7. Not testing from the outside
Internal networks, browser caches, and local resolver behavior can hide DNS issues. Test from different networks and use independent lookups where possible.
8. Removing the old DNS zone too quickly
Even after a successful nameserver change, keep the old configuration available for a safety period. That gives you a reference point and reduces recovery time if you discover a missing record.
When to revisit
This checklist is worth revisiting any time the domain's role changes, not only when a transfer is already in progress. Use it as a standing review document in the following situations:
- Before seasonal planning cycles: If your busiest quarter is approaching, review registrar access, renewal timing, DNS exports, and mail records before making changes.
- When workflows or tools change: A new DNS provider, email platform, CDN, or cloud hosting stack can introduce records that should be documented before a future transfer.
- After mergers, rebrands, or team changes: Domains often outlive the people who set them up.
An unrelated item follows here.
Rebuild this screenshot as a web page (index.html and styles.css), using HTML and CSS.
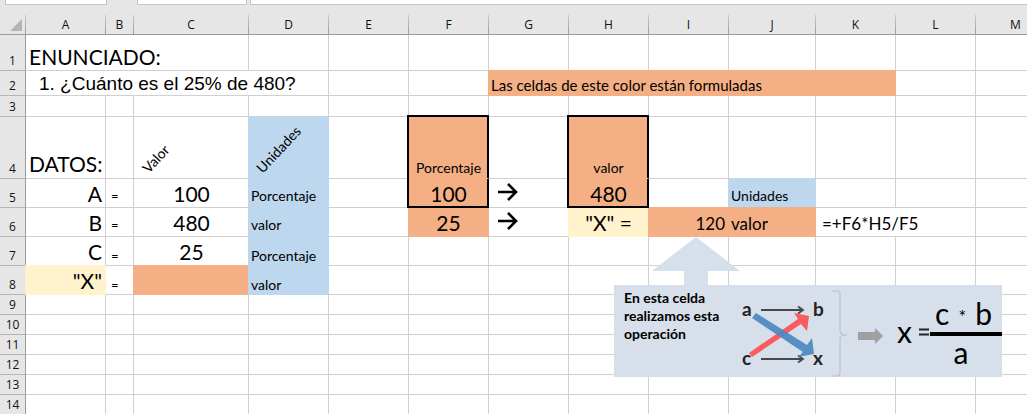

Reconfirm ownership, contact access, and security settings.
- Before consolidating vendors: If you want domain and hosting in one place, review whether consolidation actually reduces risk for your environment.
- During annual operations reviews: Treat domains like production assets. Check expiration dates, registrar locks, DNS exports, and access controls.
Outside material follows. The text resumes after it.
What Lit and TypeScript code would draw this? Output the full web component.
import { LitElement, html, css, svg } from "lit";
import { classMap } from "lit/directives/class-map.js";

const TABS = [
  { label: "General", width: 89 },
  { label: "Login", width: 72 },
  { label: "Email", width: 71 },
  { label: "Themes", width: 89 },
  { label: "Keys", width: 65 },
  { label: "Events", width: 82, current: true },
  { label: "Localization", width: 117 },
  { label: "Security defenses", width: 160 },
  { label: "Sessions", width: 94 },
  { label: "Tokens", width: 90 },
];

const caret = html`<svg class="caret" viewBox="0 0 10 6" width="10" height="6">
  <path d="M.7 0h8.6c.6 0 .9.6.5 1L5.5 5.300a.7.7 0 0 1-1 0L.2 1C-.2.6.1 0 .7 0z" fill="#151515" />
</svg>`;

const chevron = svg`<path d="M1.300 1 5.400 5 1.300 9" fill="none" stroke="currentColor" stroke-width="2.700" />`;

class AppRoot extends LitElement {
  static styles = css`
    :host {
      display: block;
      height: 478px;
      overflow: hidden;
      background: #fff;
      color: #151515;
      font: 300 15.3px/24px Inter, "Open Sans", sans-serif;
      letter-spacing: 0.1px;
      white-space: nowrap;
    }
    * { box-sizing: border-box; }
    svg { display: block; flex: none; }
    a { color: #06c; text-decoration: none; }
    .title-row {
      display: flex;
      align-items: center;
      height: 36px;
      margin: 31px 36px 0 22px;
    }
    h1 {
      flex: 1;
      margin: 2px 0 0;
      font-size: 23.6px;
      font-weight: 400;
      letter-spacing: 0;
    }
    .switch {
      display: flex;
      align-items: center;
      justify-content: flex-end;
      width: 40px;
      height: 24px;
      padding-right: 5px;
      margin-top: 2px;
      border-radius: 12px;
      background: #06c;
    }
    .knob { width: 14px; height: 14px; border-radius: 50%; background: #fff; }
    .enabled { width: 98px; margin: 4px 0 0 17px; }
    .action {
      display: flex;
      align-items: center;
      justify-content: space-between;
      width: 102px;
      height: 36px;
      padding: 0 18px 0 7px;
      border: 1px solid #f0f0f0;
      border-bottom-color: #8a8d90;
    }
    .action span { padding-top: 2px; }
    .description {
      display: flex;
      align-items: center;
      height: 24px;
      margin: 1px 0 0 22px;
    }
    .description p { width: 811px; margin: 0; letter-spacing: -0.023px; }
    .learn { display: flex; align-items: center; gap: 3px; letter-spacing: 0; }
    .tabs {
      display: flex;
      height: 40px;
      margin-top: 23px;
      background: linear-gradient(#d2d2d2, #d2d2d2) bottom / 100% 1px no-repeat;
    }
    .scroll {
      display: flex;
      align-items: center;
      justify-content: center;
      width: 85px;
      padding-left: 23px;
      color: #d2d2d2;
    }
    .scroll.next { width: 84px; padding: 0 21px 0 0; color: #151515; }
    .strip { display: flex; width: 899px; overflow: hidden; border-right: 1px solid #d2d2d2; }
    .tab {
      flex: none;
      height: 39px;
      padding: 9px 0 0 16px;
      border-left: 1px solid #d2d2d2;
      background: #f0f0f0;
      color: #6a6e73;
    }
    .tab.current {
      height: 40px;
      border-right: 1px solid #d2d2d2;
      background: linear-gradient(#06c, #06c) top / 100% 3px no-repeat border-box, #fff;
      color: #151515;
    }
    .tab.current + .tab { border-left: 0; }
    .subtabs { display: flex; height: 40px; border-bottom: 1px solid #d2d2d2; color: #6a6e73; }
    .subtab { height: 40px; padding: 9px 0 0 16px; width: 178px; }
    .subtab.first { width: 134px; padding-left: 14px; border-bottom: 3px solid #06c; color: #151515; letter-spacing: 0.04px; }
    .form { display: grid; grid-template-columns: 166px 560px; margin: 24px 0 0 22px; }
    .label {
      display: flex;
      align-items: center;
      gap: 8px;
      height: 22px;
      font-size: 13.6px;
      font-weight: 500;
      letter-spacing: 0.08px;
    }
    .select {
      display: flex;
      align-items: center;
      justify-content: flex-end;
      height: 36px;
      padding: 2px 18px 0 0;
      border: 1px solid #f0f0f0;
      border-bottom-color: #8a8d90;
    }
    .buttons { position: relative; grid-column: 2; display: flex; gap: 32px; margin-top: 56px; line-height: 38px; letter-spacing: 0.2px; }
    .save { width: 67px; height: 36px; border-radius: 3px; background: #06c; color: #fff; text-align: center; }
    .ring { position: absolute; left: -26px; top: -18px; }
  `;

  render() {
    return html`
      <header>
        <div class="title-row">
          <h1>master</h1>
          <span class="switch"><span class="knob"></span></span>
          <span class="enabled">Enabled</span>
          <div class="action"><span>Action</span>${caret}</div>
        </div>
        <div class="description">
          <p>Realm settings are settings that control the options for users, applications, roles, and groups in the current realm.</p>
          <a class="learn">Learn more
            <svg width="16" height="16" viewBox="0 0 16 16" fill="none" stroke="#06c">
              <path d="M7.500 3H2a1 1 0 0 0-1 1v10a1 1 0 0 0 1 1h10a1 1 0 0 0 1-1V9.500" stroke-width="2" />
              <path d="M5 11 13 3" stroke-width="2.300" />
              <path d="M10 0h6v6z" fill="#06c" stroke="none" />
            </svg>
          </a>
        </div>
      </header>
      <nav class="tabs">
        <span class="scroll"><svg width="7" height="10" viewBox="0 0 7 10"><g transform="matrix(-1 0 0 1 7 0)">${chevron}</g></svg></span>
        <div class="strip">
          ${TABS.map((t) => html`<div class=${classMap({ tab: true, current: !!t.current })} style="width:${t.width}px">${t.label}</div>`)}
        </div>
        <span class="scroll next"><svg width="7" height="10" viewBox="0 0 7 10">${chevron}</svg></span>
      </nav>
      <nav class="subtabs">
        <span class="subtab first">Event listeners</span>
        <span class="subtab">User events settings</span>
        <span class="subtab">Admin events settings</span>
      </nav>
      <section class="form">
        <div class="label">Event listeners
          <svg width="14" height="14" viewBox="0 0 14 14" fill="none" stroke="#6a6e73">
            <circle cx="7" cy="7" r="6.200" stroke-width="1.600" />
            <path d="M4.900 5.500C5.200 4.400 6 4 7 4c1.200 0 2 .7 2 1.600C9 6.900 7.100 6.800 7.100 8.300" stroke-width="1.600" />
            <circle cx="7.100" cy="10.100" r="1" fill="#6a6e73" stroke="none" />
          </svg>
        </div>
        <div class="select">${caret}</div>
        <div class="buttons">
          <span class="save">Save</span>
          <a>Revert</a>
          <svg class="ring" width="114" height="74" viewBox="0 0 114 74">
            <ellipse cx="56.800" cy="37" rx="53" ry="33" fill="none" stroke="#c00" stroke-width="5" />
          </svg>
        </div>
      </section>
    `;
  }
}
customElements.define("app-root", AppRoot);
For practical next steps, use this short action list:
- Create a current inventory of registrar, DNS host, hosting provider, and email provider for each important domain.
- Export or document your live DNS zone now, before any transfer is planned.
- Store domain auth, billing, and approval responsibilities with clear internal ownership.
- Choose the lowest-risk transfer path: registrar only first, DNS later if needed.
- Run a post-change verification checklist covering web, redirects, SSL, and email.
A good domain transfer checklist is less about memorizing registrar-specific menus and more about keeping control of the dependencies around the domain. When you know what stays the same, what changes, and how to validate each layer, you can move domain registration cleanly and avoid downtime.